**SOURCE MATERIAL:**
▬▬▬▬▬▬

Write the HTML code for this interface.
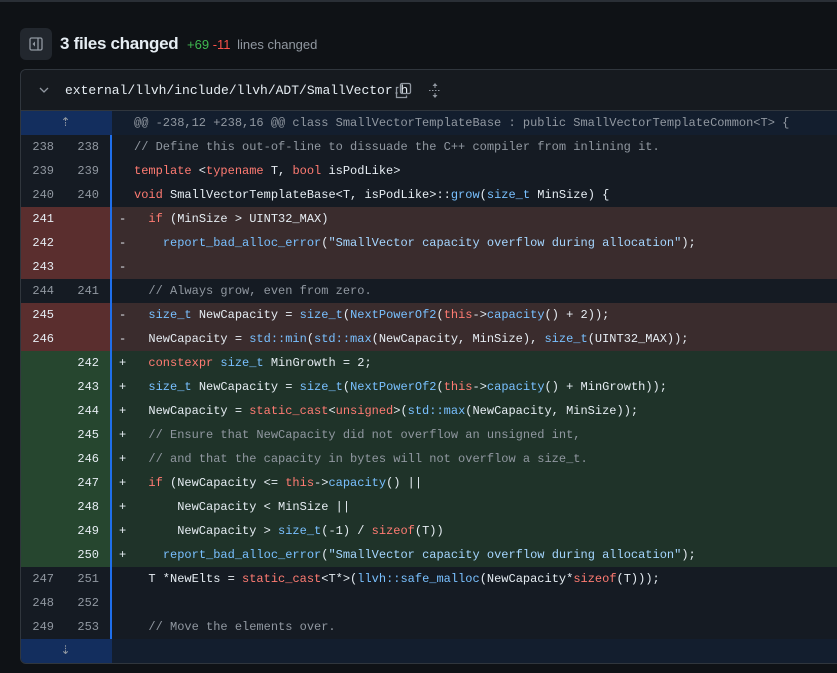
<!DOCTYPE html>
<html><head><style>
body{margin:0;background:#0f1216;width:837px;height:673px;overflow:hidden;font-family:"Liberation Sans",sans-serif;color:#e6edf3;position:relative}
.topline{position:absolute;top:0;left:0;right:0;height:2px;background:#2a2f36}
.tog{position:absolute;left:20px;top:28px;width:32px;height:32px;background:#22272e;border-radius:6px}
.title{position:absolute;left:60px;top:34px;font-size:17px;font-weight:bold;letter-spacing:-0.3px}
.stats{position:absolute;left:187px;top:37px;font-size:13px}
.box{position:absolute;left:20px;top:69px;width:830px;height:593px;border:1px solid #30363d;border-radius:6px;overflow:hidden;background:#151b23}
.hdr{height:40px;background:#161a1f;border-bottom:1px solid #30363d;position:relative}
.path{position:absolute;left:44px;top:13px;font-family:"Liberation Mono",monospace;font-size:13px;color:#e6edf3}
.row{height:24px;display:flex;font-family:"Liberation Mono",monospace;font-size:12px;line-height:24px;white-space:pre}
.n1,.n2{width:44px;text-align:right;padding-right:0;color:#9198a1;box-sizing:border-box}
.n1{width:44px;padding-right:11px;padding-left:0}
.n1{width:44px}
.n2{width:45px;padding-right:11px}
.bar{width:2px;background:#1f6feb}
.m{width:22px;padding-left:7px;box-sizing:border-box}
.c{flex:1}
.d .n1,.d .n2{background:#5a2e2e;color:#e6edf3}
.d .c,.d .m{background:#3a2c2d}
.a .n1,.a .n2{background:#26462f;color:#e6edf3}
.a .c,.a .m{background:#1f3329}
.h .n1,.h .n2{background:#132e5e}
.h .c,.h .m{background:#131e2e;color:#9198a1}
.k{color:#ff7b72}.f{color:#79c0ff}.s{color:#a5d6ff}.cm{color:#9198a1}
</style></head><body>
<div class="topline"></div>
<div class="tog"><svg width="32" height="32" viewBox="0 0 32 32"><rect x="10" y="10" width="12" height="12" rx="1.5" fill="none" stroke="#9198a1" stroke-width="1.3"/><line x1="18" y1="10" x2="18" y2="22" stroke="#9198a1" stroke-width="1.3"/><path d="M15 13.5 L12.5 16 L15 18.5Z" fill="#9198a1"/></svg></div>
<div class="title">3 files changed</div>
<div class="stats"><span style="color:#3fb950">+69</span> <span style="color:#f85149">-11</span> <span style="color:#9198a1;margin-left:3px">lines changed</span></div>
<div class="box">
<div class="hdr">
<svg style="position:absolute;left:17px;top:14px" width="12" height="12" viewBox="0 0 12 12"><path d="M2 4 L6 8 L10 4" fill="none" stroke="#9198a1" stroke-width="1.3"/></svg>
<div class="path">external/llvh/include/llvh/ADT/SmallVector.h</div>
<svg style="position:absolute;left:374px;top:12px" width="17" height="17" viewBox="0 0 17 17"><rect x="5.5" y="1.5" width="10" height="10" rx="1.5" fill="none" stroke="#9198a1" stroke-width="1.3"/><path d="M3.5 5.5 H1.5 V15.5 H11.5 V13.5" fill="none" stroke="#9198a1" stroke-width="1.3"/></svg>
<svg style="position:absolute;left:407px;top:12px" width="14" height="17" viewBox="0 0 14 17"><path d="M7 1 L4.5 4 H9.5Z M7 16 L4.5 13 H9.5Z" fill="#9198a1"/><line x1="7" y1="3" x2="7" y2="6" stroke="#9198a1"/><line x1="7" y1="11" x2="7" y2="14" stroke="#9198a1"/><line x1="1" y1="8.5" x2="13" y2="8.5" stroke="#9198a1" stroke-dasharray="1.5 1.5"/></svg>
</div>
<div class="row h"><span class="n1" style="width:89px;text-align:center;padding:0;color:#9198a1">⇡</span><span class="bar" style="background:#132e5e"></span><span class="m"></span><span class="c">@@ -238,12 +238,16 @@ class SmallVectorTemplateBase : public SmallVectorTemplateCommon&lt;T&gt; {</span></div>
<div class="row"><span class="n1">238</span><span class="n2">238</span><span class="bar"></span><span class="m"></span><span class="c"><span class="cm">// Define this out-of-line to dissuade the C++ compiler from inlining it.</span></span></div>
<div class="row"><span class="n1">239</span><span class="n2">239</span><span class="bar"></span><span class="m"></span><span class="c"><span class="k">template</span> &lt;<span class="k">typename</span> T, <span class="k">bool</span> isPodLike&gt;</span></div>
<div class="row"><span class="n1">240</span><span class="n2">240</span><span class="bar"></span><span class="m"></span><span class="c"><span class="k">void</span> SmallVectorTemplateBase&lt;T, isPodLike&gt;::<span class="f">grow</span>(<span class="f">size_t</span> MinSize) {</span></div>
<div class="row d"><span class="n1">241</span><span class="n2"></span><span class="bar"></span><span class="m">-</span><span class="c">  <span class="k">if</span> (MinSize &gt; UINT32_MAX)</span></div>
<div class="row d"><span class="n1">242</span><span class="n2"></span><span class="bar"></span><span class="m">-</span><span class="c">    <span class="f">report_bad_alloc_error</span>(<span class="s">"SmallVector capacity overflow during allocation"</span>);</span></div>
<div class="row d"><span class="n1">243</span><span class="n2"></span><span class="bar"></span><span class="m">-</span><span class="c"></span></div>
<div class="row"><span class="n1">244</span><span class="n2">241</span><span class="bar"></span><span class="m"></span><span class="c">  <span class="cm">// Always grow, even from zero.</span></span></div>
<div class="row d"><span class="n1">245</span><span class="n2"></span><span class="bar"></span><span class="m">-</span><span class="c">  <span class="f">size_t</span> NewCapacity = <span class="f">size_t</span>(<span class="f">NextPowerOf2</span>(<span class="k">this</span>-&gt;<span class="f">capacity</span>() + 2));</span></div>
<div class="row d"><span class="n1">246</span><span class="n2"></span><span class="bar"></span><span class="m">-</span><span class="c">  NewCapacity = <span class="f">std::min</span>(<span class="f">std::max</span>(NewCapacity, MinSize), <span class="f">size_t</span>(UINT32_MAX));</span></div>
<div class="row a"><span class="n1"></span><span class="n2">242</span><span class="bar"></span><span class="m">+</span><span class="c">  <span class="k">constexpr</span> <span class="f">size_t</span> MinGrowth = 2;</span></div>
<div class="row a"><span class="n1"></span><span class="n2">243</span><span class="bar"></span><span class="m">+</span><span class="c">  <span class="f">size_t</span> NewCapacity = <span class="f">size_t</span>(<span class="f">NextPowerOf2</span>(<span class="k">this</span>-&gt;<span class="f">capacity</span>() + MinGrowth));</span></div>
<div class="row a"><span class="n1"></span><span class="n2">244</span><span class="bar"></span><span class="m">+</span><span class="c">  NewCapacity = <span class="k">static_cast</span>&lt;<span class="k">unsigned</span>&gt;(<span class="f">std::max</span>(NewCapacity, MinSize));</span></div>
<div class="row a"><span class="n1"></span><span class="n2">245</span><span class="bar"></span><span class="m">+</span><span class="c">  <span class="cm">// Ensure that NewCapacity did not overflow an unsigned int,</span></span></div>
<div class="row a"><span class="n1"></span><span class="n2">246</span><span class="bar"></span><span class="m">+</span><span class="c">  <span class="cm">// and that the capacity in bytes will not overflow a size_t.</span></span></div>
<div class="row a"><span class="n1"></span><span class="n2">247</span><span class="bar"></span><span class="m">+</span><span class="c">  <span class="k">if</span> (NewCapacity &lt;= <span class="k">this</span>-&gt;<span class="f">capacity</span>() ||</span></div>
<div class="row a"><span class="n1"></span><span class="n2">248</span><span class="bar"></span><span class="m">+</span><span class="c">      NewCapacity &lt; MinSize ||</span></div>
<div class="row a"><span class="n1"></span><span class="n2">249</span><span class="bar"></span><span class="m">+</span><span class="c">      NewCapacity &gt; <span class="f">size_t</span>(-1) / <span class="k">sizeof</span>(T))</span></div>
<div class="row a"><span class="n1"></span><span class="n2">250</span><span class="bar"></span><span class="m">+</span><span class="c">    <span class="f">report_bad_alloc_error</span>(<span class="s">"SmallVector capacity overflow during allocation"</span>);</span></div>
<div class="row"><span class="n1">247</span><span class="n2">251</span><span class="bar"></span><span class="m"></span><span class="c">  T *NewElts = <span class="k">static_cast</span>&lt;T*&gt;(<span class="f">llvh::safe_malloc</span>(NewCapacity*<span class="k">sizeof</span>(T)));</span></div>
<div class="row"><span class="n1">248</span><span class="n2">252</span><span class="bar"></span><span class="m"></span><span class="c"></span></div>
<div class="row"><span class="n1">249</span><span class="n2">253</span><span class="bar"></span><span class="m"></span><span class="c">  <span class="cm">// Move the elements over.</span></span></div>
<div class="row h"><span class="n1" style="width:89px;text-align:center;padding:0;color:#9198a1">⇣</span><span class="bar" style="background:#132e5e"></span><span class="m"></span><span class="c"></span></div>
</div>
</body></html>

▬▬▬▬▬▬

**INSTRUCTIONS TO FOLLOW:**
Reproduce each line of the material containing the word "this".

**RESPONSE TO THE EXERCISE:**
Write the HTML code for this interface.
<div class="row"><span class="n1">238</span><span class="n2">238</span><span class="bar"></span><span class="m"></span><span class="c"><span class="cm">// Define this out-of-line to dissuade the C++ compiler from inlining it.</span></span></div>
<div class="row d"><span class="n1">245</span><span class="n2"></span><span class="bar"></span><span class="m">-</span><span class="c">  <span class="f">size_t</span> NewCapacity = <span class="f">size_t</span>(<span class="f">NextPowerOf2</span>(<span class="k">this</span>-&gt;<span class="f">capacity</span>() + 2));</span></div>
<div class="row a"><span class="n1"></span><span class="n2">243</span><span class="bar"></span><span class="m">+</span><span class="c">  <span class="f">size_t</span> NewCapacity = <span class="f">size_t</span>(<span class="f">NextPowerOf2</span>(<span class="k">this</span>-&gt;<span class="f">capacity</span>() + MinGrowth));</span></div>
<div class="row a"><span class="n1"></span><span class="n2">247</span><span class="bar"></span><span class="m">+</span><span class="c">  <span class="k">if</span> (NewCapacity &lt;= <span class="k">this</span>-&gt;<span class="f">capacity</span>() ||</span></div>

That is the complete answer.